World-Building and the “Yes, And”
My own writing lately has been a broad adventure story, hopefully of novel length and hopefully better than some of the junk I’ve been writing lately. Part of the process of writing a science fiction or fantasy story of any kind is to do what’s called world-building. For some people, it’s the most fun part of writing and it’s all they ever really do – these people often become game designers.
But I’m interested in telling a story about a particular kind of character best served by the genre of adventure genre fiction. He’s a character that has been gnawing at my brain for almost two decades and I think I finally have the skill to write a story about him.
But rather than just write about the character I also have to build a universe around him, or at least create a universe in which that character can live and thrive and suffer and succeed and and fail and all that exciting drama stuff.
Here’s the next layer: a genre universe must operate on a definable set of rules. The rules are what mark the boundaries of drama – there’s no point in mentioning the rules if the characters aren’t going to encounter them. These rules can be outlandish and ridiculous, but they must always be internally consistent. If these rules are broken then the tension is hopelessly broken, not because of a resolved dramatic moment (which is how the author wants to break tension), but because the tightened band suddenly has too much slack. If I tell you that the only thing that can kill a werewolf is silver and then depict a werewolf being killed by a golden bullet, then what was the point in telling you the rule in the first place? When another werewolf appears and the character has nothing made out of silver within reach, then any tension created by that drama is practically nonexistent.
The question facing me tonight is how much of the world to build before I write the narrative. I know that the world and its rules will have a bearing on the narrative – I know that the characters will operate within and encounter the edges of what their universe allows, but I am hesitant to establish too many of those rules in advance.
Creating the universe first is supposedly what Tolkien did before writing the Lord of the Rings. it’s also the legendary origin of the Star Wars universe – fans often reference the three-ring binder that held all of George Lucas’s ideas for a vast, multi-trilogy series of movies and of which the two trilogies we have are all he saw fit to make.
The result is the appearance of a handful of characters crawling across the surface of a massive history. The stories read more like nonfiction than anything else, which is precisely what the authors had in mind. The universe becomes more important than the story, which is fine for a multipart franchise, but it doesn’t matter as much as the story you’re trying to tell in the moment. It’s hard to keep an audience’s attention when you’re teaching them history.
This isn’t what I’m going to do because I can spend days or weeks making a universe and lose sight of the story I was trying to tell in the first place – a story about characters and plot rather than the universe around them.
So, I’m thinking I’m going to do it the fun way and just create the world as I go.

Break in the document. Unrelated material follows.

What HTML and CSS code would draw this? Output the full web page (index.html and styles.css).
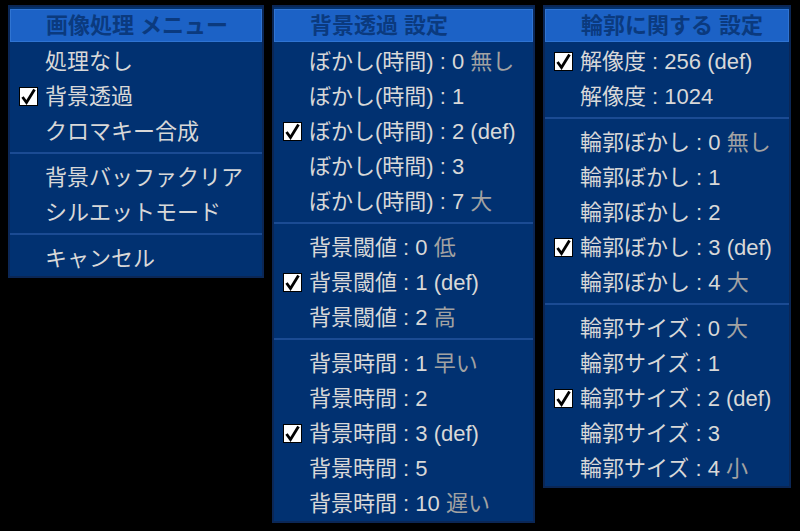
FILE: index.html
```html
<!DOCTYPE html>
<html lang="ja">
<head>
  <meta charset="UTF-8">
  <meta name="viewport" content="width=device-width, initial-scale=1.0">
  <title>画像処理 メニュー</title>
  <link rel="stylesheet" href="styles.css">
</head>
<body>
  <div class="menus">

    <div class="menu menu-main">
      <div class="menu-title">画像処理 メニュー</div>
      <div class="item">処理なし</div>
      <div class="item checked">背景透過</div>
      <div class="item">クロマキー合成</div>
      <div class="sep"></div>
      <div class="item">背景バッファクリア</div>
      <div class="item">シルエットモード</div>
      <div class="sep"></div>
      <div class="item">キャンセル</div>
    </div>

    <div class="menu menu-bg">
      <div class="menu-title">背景透過 設定</div>
      <div class="item">ぼかし(時間) : 0 <span class="dim">無し</span></div>
      <div class="item">ぼかし(時間) : 1</div>
      <div class="item checked">ぼかし(時間) : 2 (def)</div>
      <div class="item">ぼかし(時間) : 3</div>
      <div class="item">ぼかし(時間) : 7 <span class="dim">大</span></div>
      <div class="sep"></div>
      <div class="item">背景閾値 : 0 <span class="dim">低</span></div>
      <div class="item checked">背景閾値 : 1 (def)</div>
      <div class="item">背景閾値 : 2 <span class="dim">高</span></div>
      <div class="sep"></div>
      <div class="item">背景時間 : 1 <span class="dim">早い</span></div>
      <div class="item">背景時間 : 2</div>
      <div class="item checked">背景時間 : 3 (def)</div>
      <div class="item">背景時間 : 5</div>
      <div class="item">背景時間 : 10 <span class="dim">遅い</span></div>
    </div>

    <div class="menu menu-edge">
      <div class="menu-title">輪郭に関する 設定</div>
      <div class="item checked">解像度 : 256 (def)</div>
      <div class="item">解像度 : 1024</div>
      <div class="sep"></div>
      <div class="item">輪郭ぼかし : 0 <span class="dim">無し</span></div>
      <div class="item">輪郭ぼかし : 1</div>
      <div class="item">輪郭ぼかし : 2</div>
      <div class="item checked">輪郭ぼかし : 3 (def)</div>
      <div class="item">輪郭ぼかし : 4 <span class="dim">大</span></div>
      <div class="sep"></div>
      <div class="item">輪郭サイズ : 0 <span class="dim">大</span></div>
      <div class="item">輪郭サイズ : 1</div>
      <div class="item checked">輪郭サイズ : 2 (def)</div>
      <div class="item">輪郭サイズ : 3</div>
      <div class="item">輪郭サイズ : 4 <span class="dim">小</span></div>
    </div>

  </div>

  <script>
    // checkmark box for checked items
    document.querySelectorAll('.item.checked').forEach(function (item) {
      const box = document.createElement('span');
      box.className = 'check';
      box.innerHTML = '<svg width="17" height="17" viewBox="0 0 17 17"><path d="M2.5 9 L6.5 14.5 L14.5 1.5" fill="none" stroke="#000" stroke-width="2.8" stroke-linejoin="miter"/></svg>';
      item.prepend(box);
    });
  </script>
</body>
</html>
```

FILE: styles.css
```css
body {
  margin: 0;
  padding: 5px 0 0 8px;
  background-color: #000;
  font-family: 'Liberation Sans', 'Noto Sans CJK JP', sans-serif;
  font-size: 22px;
  color: #d8d8d8;
}

.menus {
  display: flex;
  align-items: flex-start;
  gap: 8px;
}

.menu {
  box-sizing: border-box;
  background-color: #013171;
  border: 2px solid #0b2756;
  padding-top: 2px;
}

.menu-main {
  width: 256px;
}

.menu-bg {
  width: 263px;
}

.menu-edge {
  width: 248px;
}

.menu-title {
  box-sizing: border-box;
  height: 33px;
  margin-bottom: 2px;
  padding: 0 0 5px 35px;
  display: flex;
  align-items: center;
  background-color: #1c62c6;
  border: 1px solid #2f74d2;
  color: #0b3a7e;
  font-weight: bold;
}

.item {
  position: relative;
  box-sizing: border-box;
  height: 35px;
  display: flex;
  align-items: center;
  padding: 0 0 5px 35px;
  white-space: pre;
}

.dim {
  color: #a2a2a2;
}

.check {
  position: absolute;
  left: 9px;
  top: 8px;
  box-sizing: border-box;
  width: 19px;
  height: 19px;
  background-color: #fff;
  border: 1px solid #000;
  display: flex;
  align-items: center;
  justify-content: center;
}

.sep {
  height: 11px;
  box-sizing: border-box;
  padding-top: 3px;
}

.sep::before {
  content: '';
  display: block;
  height: 2px;
  background-color: #1b4b93;
}
```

The fun part is doing it like one does improv theater – the “Yes, and -”
Improv theater is ostensibly a bunch of performers adding to a collective narrative. One person adds one aspect, another person adds the next, etc. You never say “no,” to someone’s input. It’s the piling of one incongruous element on top of another that makes it fun to do and fun to watch.
A good example of how not to improv is illustrated perfectly in this clip from 30 Rock:
In the context of a fully-realized narrative, you have the luxury of not being forced into anything – instead of the above example, you can have Sling Blade meet Darth Vader, or have them fight or whatever. Writing is a solitary effort, and completely independent of the wishes of anyone but the author.
My wishes are that I’m going to make a whole, big universe around my characters and hope the whole thing makes sense when I’m done.